Aim> Write the lines out again, from the top of the material to the line containing "import React from 'react';", pictures excluded.

BEGIN Source material

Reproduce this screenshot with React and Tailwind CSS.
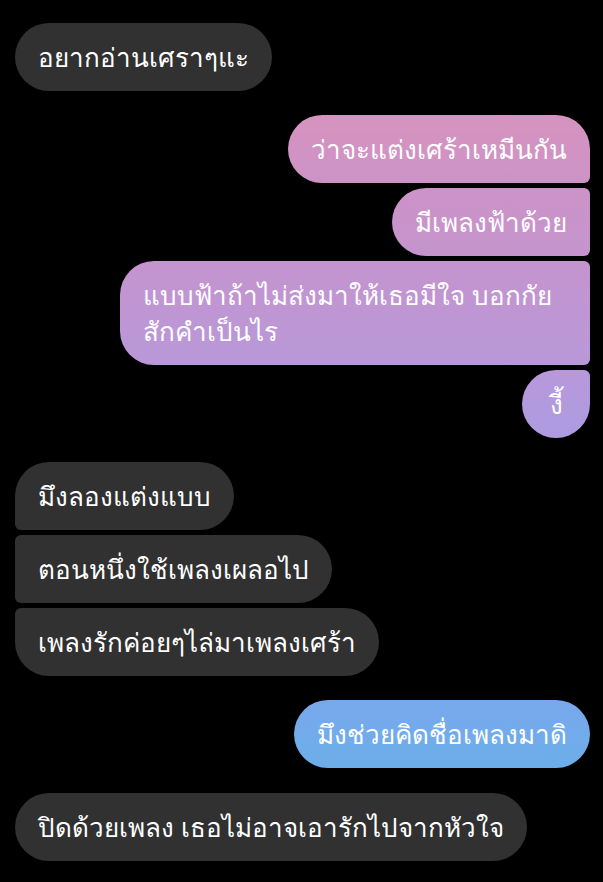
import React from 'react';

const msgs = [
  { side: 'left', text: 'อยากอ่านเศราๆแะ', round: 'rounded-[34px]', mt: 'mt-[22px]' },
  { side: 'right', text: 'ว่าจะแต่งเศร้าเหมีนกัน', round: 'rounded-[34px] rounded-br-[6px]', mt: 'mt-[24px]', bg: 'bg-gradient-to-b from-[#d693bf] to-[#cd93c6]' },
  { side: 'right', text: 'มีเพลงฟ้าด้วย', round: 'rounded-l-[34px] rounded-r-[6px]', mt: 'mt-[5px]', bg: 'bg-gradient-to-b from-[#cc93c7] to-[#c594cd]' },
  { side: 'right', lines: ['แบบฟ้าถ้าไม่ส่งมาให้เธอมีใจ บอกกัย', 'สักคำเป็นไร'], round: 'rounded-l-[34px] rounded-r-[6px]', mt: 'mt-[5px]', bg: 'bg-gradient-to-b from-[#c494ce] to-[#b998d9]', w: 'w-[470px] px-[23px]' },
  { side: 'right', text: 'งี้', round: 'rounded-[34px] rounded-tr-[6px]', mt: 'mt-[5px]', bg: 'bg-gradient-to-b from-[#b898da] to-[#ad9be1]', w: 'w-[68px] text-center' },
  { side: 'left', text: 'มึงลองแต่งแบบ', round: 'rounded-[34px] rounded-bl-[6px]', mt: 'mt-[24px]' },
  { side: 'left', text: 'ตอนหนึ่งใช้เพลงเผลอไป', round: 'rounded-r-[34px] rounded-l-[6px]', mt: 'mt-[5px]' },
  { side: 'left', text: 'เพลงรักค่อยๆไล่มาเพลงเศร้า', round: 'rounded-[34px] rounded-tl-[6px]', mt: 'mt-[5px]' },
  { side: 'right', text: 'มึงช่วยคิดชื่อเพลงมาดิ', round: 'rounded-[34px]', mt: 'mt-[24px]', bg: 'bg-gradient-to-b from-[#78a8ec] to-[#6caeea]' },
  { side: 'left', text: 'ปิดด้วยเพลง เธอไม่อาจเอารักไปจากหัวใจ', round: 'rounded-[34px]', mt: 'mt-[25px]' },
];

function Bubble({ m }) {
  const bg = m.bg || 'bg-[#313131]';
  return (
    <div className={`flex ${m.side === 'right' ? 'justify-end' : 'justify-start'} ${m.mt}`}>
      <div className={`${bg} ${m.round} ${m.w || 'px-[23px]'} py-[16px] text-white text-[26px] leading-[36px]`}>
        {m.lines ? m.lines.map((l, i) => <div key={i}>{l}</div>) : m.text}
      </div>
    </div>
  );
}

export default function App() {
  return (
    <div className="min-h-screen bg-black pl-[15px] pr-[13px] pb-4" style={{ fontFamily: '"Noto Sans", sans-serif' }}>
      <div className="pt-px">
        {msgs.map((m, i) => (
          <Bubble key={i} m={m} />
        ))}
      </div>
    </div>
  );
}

END Source material

Written answer>
Reproduce this screenshot with React and Tailwind CSS.
import React from 'react';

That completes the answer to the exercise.